What this task involves → Only the number is needed: how many lines of the records include "styles"?

Dataset records →

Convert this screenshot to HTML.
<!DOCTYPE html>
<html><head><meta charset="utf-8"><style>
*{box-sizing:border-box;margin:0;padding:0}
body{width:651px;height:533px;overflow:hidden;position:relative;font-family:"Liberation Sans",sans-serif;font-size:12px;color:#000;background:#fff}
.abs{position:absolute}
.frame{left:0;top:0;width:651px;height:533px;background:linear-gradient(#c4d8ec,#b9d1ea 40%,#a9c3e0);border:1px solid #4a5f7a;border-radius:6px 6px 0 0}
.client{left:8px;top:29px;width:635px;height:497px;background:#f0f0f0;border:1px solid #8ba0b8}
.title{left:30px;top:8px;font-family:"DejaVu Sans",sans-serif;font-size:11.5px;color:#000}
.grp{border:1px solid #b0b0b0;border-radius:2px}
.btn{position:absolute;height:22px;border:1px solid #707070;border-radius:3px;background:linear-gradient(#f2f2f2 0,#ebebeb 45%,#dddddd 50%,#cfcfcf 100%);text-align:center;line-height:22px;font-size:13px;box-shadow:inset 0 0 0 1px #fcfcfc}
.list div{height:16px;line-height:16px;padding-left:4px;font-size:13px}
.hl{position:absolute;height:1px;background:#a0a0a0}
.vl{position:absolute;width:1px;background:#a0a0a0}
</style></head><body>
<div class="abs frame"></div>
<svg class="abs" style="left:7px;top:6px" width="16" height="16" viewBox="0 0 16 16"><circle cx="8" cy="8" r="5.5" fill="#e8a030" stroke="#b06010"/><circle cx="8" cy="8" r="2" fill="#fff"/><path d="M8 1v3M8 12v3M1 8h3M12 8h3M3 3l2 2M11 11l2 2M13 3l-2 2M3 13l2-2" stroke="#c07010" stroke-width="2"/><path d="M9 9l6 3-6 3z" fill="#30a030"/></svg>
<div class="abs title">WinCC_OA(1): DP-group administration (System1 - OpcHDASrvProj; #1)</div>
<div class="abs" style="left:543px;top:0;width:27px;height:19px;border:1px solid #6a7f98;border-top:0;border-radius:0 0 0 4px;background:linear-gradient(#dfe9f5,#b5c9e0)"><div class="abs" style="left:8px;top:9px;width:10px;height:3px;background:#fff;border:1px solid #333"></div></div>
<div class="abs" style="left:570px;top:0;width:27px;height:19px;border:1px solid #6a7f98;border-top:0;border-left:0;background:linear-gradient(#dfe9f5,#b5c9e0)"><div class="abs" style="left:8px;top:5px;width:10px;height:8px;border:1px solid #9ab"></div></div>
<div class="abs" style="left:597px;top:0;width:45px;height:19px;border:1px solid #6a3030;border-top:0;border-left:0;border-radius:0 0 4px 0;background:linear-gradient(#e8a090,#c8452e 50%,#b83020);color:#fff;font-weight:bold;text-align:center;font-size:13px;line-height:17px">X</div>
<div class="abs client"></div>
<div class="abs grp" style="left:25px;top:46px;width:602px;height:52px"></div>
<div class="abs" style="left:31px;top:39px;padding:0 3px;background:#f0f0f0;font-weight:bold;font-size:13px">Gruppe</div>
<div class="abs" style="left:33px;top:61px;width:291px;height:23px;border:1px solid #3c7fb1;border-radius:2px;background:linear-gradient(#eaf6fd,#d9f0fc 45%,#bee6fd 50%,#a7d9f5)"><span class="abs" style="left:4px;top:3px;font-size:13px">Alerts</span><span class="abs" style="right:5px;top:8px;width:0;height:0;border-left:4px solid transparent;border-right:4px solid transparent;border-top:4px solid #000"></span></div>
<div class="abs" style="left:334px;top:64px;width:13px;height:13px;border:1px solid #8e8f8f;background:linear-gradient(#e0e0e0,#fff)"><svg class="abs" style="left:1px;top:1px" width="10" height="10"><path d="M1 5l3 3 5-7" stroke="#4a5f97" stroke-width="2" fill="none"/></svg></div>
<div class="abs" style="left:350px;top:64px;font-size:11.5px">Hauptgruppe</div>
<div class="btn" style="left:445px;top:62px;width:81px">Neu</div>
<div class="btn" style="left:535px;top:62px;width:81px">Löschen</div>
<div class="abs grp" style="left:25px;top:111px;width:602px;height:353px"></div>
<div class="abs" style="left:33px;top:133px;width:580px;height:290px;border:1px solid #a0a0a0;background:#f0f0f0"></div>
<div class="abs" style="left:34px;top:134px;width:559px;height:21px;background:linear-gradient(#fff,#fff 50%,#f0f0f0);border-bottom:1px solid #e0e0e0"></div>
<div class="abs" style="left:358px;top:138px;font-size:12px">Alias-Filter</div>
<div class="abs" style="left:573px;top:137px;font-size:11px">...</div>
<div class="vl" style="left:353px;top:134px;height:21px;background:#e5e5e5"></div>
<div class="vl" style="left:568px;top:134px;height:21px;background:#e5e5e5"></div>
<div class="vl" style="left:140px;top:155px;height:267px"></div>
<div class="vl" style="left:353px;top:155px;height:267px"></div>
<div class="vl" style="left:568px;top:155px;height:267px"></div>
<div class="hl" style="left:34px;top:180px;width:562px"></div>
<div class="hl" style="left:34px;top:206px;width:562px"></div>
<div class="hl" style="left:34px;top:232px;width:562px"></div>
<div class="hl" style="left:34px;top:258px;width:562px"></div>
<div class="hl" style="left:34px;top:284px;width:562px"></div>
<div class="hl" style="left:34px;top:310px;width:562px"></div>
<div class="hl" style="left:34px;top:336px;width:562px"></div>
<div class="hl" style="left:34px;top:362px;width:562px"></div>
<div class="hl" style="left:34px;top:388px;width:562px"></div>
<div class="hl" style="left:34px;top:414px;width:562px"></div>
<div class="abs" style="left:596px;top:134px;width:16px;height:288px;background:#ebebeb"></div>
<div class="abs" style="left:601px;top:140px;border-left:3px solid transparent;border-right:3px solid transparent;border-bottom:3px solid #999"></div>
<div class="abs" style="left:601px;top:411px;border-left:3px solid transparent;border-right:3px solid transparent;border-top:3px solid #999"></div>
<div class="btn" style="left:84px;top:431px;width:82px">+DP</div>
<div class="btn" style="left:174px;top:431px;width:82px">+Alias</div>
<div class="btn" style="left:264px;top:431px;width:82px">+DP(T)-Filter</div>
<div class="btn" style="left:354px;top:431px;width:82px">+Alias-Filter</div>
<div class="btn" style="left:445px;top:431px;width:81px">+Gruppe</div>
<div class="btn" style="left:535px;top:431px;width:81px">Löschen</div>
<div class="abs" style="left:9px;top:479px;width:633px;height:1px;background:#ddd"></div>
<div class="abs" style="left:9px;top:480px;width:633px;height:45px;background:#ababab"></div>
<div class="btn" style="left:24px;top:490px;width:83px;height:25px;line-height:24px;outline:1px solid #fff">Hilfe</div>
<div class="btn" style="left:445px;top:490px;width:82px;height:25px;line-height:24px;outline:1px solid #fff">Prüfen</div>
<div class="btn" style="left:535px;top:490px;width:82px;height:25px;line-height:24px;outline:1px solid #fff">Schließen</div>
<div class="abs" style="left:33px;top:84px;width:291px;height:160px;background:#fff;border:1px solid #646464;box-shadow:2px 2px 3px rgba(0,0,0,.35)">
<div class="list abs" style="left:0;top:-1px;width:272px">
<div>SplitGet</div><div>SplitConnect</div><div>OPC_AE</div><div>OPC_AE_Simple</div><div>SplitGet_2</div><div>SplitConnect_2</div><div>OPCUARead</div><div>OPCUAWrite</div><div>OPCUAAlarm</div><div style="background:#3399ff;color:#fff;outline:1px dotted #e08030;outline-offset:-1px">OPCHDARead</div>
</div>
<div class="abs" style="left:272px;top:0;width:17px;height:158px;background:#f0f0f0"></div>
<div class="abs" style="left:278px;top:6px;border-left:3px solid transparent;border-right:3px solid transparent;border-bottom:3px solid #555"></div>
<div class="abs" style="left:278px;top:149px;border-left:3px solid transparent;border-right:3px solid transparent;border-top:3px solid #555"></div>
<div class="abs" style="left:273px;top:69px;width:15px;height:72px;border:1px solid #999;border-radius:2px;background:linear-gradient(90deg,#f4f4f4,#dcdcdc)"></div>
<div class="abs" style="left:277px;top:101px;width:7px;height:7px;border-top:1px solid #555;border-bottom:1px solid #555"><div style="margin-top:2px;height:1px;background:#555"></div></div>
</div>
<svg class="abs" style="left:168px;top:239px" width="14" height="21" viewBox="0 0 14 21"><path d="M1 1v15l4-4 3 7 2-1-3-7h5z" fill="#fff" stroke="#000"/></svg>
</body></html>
* * *
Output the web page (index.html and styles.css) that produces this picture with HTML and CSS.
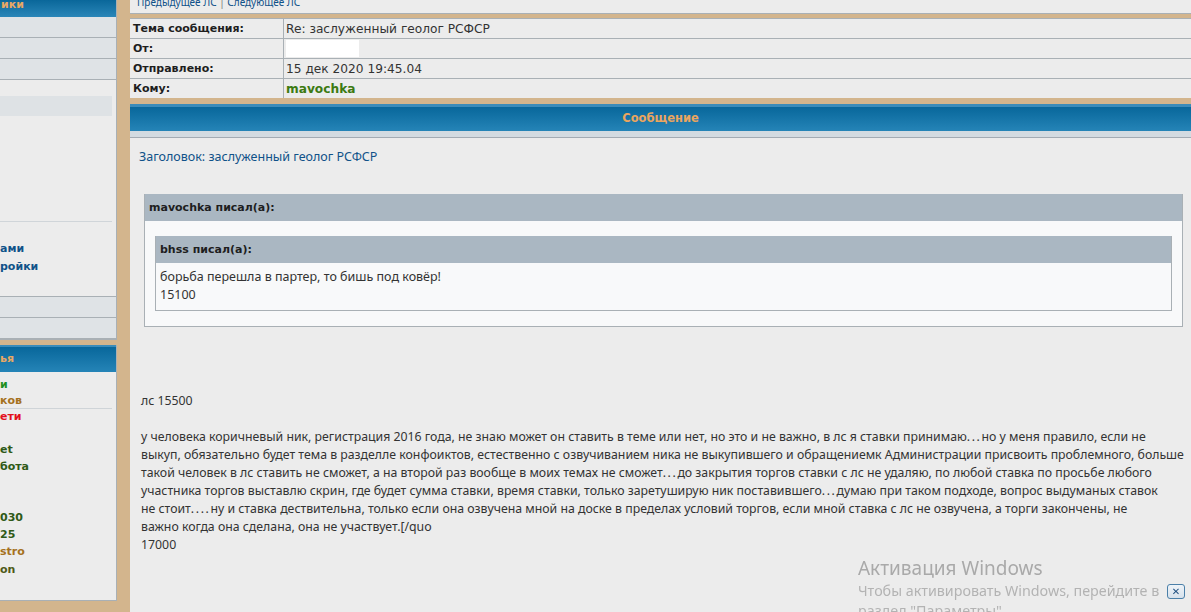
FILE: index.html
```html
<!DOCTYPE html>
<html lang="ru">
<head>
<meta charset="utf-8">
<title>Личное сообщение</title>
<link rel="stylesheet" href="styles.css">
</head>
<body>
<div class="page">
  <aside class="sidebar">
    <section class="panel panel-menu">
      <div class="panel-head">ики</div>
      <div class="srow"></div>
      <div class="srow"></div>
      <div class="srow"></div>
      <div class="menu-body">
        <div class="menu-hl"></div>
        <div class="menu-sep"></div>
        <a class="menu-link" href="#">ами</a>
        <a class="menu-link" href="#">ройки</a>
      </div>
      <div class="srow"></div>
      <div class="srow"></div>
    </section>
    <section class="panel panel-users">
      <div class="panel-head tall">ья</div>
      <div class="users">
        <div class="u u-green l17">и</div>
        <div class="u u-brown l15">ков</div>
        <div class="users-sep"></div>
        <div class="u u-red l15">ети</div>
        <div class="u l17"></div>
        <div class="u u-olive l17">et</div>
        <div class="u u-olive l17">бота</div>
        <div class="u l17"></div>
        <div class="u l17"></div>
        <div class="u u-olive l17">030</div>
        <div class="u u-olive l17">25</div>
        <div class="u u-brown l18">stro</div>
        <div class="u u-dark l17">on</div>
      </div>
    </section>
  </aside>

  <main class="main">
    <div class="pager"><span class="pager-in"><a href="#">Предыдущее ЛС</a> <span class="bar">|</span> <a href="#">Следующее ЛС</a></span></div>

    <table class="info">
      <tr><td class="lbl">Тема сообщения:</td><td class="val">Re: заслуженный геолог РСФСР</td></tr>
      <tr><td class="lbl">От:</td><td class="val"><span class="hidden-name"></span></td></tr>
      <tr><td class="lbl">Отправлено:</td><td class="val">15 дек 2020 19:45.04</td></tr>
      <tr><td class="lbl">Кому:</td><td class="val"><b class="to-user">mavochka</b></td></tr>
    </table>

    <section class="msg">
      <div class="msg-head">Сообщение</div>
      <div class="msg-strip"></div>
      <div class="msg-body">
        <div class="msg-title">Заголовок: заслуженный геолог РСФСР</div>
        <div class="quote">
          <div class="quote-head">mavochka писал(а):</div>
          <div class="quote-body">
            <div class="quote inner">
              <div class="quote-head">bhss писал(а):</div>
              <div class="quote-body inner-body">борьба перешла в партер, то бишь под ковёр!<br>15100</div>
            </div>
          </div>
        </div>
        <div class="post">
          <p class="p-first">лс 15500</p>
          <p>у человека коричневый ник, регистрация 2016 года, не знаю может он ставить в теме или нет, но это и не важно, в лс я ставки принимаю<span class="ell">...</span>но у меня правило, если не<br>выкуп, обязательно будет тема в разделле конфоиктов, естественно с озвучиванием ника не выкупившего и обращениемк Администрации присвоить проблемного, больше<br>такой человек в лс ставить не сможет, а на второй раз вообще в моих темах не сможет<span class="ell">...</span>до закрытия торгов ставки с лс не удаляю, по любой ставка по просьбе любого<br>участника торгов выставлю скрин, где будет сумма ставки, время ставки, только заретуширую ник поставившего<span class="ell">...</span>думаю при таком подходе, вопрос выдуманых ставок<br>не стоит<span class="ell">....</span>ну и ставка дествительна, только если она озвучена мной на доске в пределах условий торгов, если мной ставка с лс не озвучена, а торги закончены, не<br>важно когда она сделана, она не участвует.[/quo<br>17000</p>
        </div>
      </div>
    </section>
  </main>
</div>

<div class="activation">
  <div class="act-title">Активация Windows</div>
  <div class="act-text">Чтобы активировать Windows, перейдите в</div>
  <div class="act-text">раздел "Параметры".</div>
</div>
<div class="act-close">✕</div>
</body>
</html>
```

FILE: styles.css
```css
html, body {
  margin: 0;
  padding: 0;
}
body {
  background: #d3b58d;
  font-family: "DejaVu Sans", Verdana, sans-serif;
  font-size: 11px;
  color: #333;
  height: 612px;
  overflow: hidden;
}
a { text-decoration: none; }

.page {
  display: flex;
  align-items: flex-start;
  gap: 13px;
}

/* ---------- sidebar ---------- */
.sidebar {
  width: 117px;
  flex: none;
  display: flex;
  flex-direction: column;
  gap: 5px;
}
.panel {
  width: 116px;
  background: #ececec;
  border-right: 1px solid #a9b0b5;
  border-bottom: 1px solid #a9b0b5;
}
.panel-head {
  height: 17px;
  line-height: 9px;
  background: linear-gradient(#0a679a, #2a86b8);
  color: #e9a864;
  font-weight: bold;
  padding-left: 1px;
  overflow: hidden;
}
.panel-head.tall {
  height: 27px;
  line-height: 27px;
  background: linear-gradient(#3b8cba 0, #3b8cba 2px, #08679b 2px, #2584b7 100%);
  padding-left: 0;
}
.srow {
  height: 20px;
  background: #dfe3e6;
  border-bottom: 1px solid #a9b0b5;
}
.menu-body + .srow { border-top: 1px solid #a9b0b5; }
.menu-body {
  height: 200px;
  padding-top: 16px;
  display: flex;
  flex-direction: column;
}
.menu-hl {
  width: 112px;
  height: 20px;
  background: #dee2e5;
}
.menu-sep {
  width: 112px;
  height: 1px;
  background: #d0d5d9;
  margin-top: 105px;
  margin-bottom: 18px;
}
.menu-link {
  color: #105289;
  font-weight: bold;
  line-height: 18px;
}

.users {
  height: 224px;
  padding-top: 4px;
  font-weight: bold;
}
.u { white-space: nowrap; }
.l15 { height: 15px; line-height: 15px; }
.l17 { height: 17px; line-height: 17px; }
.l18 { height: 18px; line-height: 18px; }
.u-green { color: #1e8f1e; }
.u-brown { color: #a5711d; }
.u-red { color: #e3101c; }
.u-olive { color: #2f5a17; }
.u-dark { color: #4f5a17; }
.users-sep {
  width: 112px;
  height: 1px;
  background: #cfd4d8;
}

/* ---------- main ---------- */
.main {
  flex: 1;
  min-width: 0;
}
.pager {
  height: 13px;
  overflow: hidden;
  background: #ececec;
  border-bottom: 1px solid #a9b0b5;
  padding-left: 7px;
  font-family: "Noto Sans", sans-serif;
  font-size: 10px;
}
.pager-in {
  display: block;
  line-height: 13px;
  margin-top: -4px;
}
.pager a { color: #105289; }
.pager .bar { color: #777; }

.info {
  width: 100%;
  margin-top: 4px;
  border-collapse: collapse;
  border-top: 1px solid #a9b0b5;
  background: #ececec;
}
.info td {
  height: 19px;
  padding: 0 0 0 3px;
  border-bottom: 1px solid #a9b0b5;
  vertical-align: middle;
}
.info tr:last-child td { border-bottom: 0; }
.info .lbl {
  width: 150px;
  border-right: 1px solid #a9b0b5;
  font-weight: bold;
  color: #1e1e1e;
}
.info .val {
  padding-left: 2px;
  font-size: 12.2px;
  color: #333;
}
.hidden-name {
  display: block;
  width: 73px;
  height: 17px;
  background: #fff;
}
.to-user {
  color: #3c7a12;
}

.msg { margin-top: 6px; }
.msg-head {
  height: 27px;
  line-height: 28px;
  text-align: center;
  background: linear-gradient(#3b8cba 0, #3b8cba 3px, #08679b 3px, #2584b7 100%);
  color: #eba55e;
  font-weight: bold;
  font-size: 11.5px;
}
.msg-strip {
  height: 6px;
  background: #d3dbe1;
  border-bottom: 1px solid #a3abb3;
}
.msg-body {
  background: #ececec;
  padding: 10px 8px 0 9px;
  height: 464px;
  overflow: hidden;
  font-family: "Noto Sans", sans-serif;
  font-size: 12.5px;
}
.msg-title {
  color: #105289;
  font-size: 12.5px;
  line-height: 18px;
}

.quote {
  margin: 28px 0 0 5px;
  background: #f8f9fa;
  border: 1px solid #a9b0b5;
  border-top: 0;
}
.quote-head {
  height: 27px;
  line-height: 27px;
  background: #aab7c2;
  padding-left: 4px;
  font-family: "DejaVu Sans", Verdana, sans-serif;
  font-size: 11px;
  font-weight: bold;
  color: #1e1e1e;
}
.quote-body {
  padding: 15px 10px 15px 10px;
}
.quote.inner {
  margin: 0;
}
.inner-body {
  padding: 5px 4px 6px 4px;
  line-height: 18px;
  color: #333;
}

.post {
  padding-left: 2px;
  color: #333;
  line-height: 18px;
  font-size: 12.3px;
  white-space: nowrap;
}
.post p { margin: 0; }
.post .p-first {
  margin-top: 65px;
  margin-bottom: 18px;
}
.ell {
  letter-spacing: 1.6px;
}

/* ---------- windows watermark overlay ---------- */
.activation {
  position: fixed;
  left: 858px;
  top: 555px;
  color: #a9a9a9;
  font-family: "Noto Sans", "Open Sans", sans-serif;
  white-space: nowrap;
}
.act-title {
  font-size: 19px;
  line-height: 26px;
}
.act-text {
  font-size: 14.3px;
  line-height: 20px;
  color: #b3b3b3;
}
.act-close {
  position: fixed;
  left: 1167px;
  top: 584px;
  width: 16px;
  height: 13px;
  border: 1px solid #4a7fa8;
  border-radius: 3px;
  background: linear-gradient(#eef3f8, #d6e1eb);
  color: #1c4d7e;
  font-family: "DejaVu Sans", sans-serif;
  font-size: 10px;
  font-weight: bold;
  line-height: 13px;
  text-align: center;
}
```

Problem solution → 3